Byzantium Endures
- Dust-jacket from the first edition.
- Author: Michael Moorcock
- Language: English
- Series: Pyat Quartet
- Genre: Literary fiction
- Publisher: Secker & Warburg
- Publication date: 29 June 1981
- Publication place: United Kingdom
- Media type: Print (hardback)
- Pages: 404 pp
- ISBN: 0-436-28458-8
- OCLC: 7691573
- Followed by: The Laughter of Carthage

= Byzantium Endures =

1981 novel by Michael Moorcock

Byzantium Endures is a historical fiction novel by English author Michael Moorcock published by Secker & Warburg in 1981. It is the first in the Pyat Quartet tetralogy, and is followed by The Laughter of Carthage.

==Plot summary==
The book is written in the first person from the point of view of unreliable narrator Maxim Arturovitch Pyatnitski, whose posthumous notes Moorcock claims to have transcribed. Pyat, as he is also known, describes in the novel his adventures in Tsarist then Revolutionary Russia. Born on 1 January 1900 in Kiev, Pyat dreams from early on of becoming a great inventor and engineer.

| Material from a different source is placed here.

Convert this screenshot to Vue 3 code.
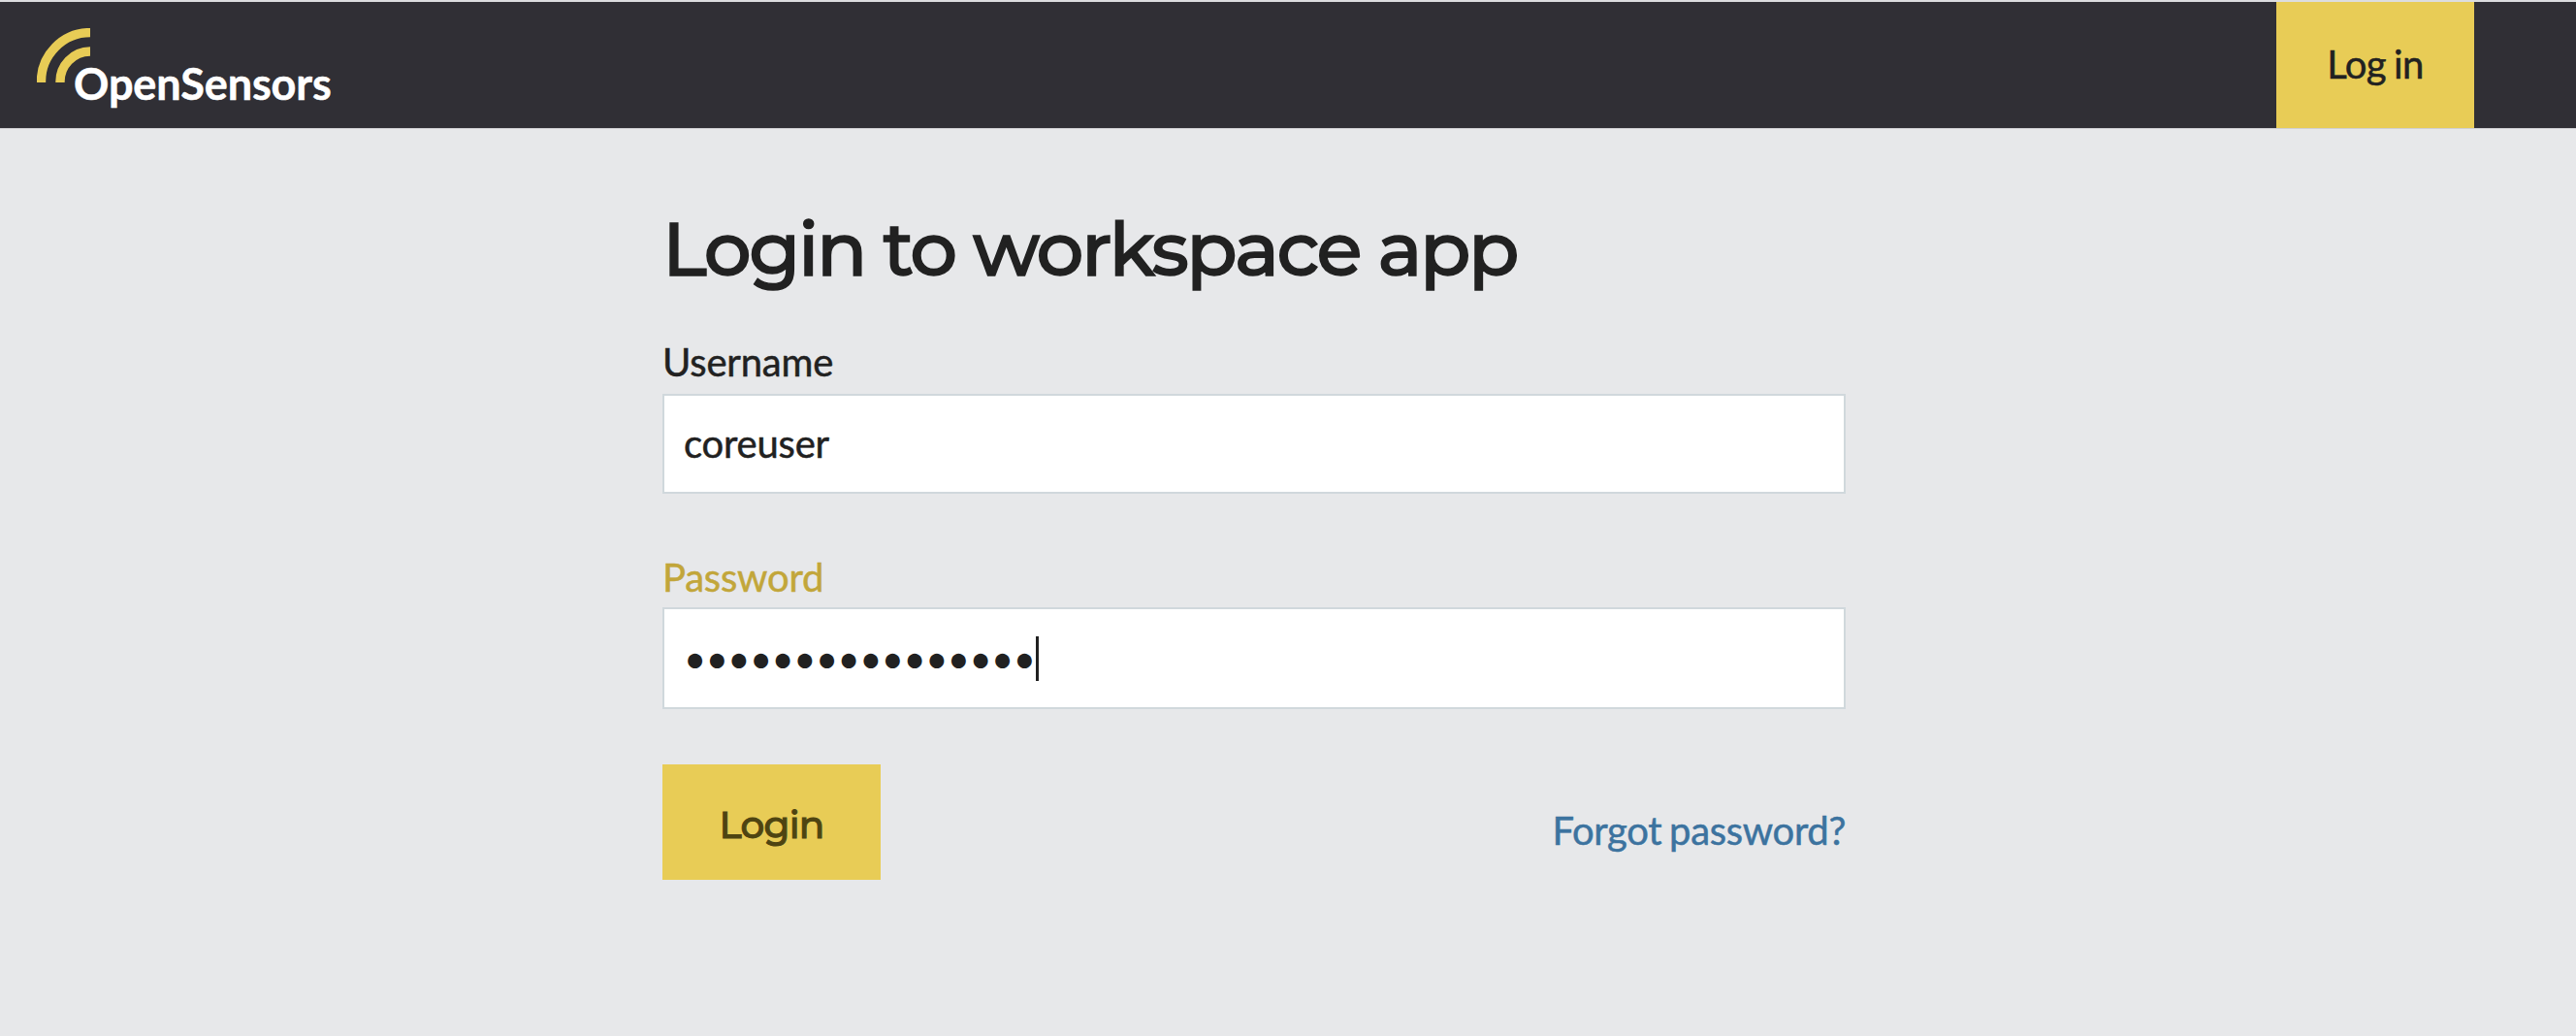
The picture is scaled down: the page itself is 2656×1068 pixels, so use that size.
<script setup>
import { ref } from 'vue'

const username = ref('coreuser')
const passwordLength = ref(16)
</script>

<template>
  <div class="page">
    <header class="navbar">
      <a class="brand" href="#">
        <svg class="brand__waves" width="55" height="56" viewBox="0 0 55 56">
          <path d="M4.5 56A50.5 50.5 0 0 1 55 4.6" />
          <path d="M24 56A31.2 31.2 0 0 1 55 24" />
        </svg>
        <span class="brand__name">OpenSensors</span>
      </a>
      <a class="navbar__login" href="#">Log in</a>
    </header>

    <main class="login">
      <h1>Login to workspace app</h1>

      <form @submit.prevent>
        <div class="field">
          <label for="username">Username</label>
          <input id="username" v-model="username" class="field__box" type="text" />
        </div>

        <div class="field field--active">
          <label>Password</label>
          <div class="field__box field__box--password">
            <span class="bullets">{{ '•'.repeat(passwordLength) }}</span>
            <span class="caret"></span>
          </div>
        </div>

        <div class="actions">
          <button type="submit">Login</button>
          <a href="#">Forgot password?</a>
        </div>
      </form>
    </main>
  </div>
</template>

<style>
body {
  background: #e7e8ea;
}
</style>

<style scoped>
.page {
  box-sizing: border-box;
  min-height: 1068px;
  border-top: 2px solid #dcdddf;
  background: #e7e8ea;
  color: #212121;
  font-family: Lato, sans-serif;
  font-size: 40px;
  line-height: 48px;
  letter-spacing: -0.2px;
  word-spacing: -2px;
  -webkit-text-stroke-width: 0.5px;
}

a {
  text-decoration: none;
}

/* Navbar */
.navbar {
  display: flex;
  justify-content: space-between;
  height: 130px;
  padding: 0 105px 0 38px;
  border-bottom: 1px solid #d0d0d3;
  background: #302f35;
  background-clip: padding-box;
}

.brand {
  display: flex;
  align-items: flex-start;
}

.brand__waves {
  margin-top: 27px;
  fill: none;
  stroke: #e8cc56;
  stroke-width: 9.4;
}

.brand__name {
  margin: 57px 0 0 -17px;
  color: #fff;
  font-size: 45px;
  font-weight: 700;
  line-height: 54px;
  letter-spacing: -0.1px;
}

.navbar__login {
  box-sizing: border-box;
  width: 204px;
  padding-top: 40px;
  background: #e8cc56;
  color: #212121;
  letter-spacing: -0.5px;
  text-align: center;
}

/* Form */
.login {
  width: 1220px;
  margin-left: 683px;
}

h1 {
  margin: 74px 0 0;
  font-family: Montserrat, Inter, sans-serif;
  font-size: 77px;
  font-weight: 500;
  line-height: 99px;
  letter-spacing: -2.45px;
  word-spacing: 0;
  white-space: nowrap;
  -webkit-text-stroke-width: 1.5px;
}

.field {
  display: flex;
  flex-direction: column;
}

.field label {
  margin: 43px 0 9px;
}

.field--active label {
  margin: 62px 0 7px;
  color: #c2a63a;
}

.field__box {
  box-sizing: border-box;
  width: 1220px;
  height: 103px;
  padding: 0 20px 2px;
  border: 2px solid #d0d8dc;
  border-radius: 0;
  outline: none;
  background: #fff;
  color: #212121;
  font: inherit;
  letter-spacing: inherit;
}

.field__box--password {
  display: flex;
  align-items: center;
  height: 105px;
  padding-bottom: 0;
}

.bullets {
  letter-spacing: -0.55px;
  -webkit-text-stroke-width: 0;
}

.caret {
  width: 3px;
  height: 46px;
  margin-left: 1px;
  background: #212121;
}

.actions {
  display: flex;
  justify-content: space-between;
  align-items: flex-start;
  margin-top: 57px;
}

.actions button {
  width: 225px;
  height: 119px;
  padding: 5px 0 0;
  border: 0;
  background: #e8cc56;
  color: #4e4411;
  font-family: Montserrat, Inter, sans-serif;
  font-size: 39px;
  font-weight: 500;
  letter-spacing: -0.8px;
  -webkit-text-stroke-width: 1px;
}

.actions a {
  margin-top: 44px;
  color: #3c739f;
  letter-spacing: -0.33px;
}
</style>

His widowed mother, lacking any means to support his higher education, sends him at age 16 to a relative in Odessa, where Pyat is introduced to bohemian life, cocaine and sexual adventures. Making a good impression on his relative, he secures a position at a technical university in St. Petersburg. After having failed to obtain a degree, he returns to Kiev, where he manages to profit from his knowledge of machinery and runs a successful repair enterprise.

The revolutionary and post-revolutionary civil war bring him again to Odessa; on the way, he aligns with whatever group is in power. Finally, he manages to escape by ship to western Europe. Throughout all his wanderings, Pyat does not pass over any opportunity for self-aggrandisement, despite being a genuinely despicable character. The character appears to have been addicted to cocaine and sex. He is also obsessively antisemitic despite being Jewish himself.

==Reception==
Frederic Morton in his review of the novel for The New York Times commented that "the book has two important virtues, and they conflict. Russia's great cities, before and during the Revolution, come alive in judicious renderings of sights and sounds, gestures and moods. The image works, and there are many others of like effectiveness. But these images are the product of a balanced literary sensibility attuned to moral ironies and to ethical counterpoint. As such they work against rather than with the book's major element: Pyat's other, more dominant voice, which mesmerizes just because it is so authentically unbalanced in its egotism, so dynamic in its lopsidedness, so amoral in its elan, so gorgeously maniacal. If Mr. Moorcock had been able to resolve the dissonance, he would have come close to a masterpiece". His conclusion is that "Byzantium Endures is often masterly - and never more so, strangely enough, than when Pyat fantasticates away on the nature of divinity. The machines he invents may be altogether chimerical, but his private theology intriguingly underpins his ravings".

Paul West writing for The Washington Post noted: "A game of mirrors is going on here, a game whose rules extend beyond the immediate concerns of Byzantium Endures...The reader has to work out whether or not, granted the constraint of editing, the entire novel should have been cast in the mode of the preface, with Pyat given not raw and unmediated, but planted in the living tissue of authorial speculation. I wonder, because Moorcock as himself, or impersonating himself, is a subtler teller than Moorcock impersonating Pyat, who limps and drones and fumbles, enlarging what an expert novelist would have trimmed, and vice versa. If the gain is a greater realism, the loss is in technique; a loss which perhaps the other three volumes will justify".

Kirkus Reviews called Moorcock's attempts "a bravura impersonation: modern Russian history laid out with the care and lavishness of a good smorgasbord. And the resulting novel is indeed glassy, stylish, marvelously well-researched--at its best in the evocation of Russian train-travel circa 1920. But Max himself never comes to life, never functions as anything more than an emblem. So this grand-scale panorama, though historically vivid (it's a fascinating era), lacks a center--and, as one watches the events and scenery move by, the effect is most often that of an empty, cold construction".

Newcity said: "Byzantium Endures is in essence two novels, in the Swiftian tradition of satire. On one level, it is the story of Pyat's pursuit of recognition in the mad modern world of the twentieth century. But reading between the lines, the unconscious evils of Pyat's ignorance reveal dark truths about himself as both a character, and as an allegorical stand-in for Western civilization’s compliance with the ultimate culmination of millennia of antisemitism. It is a comic novel, though not a comedic one, utilizing the tropes and techniques of both modern farce and classical Commedia dell'Arte".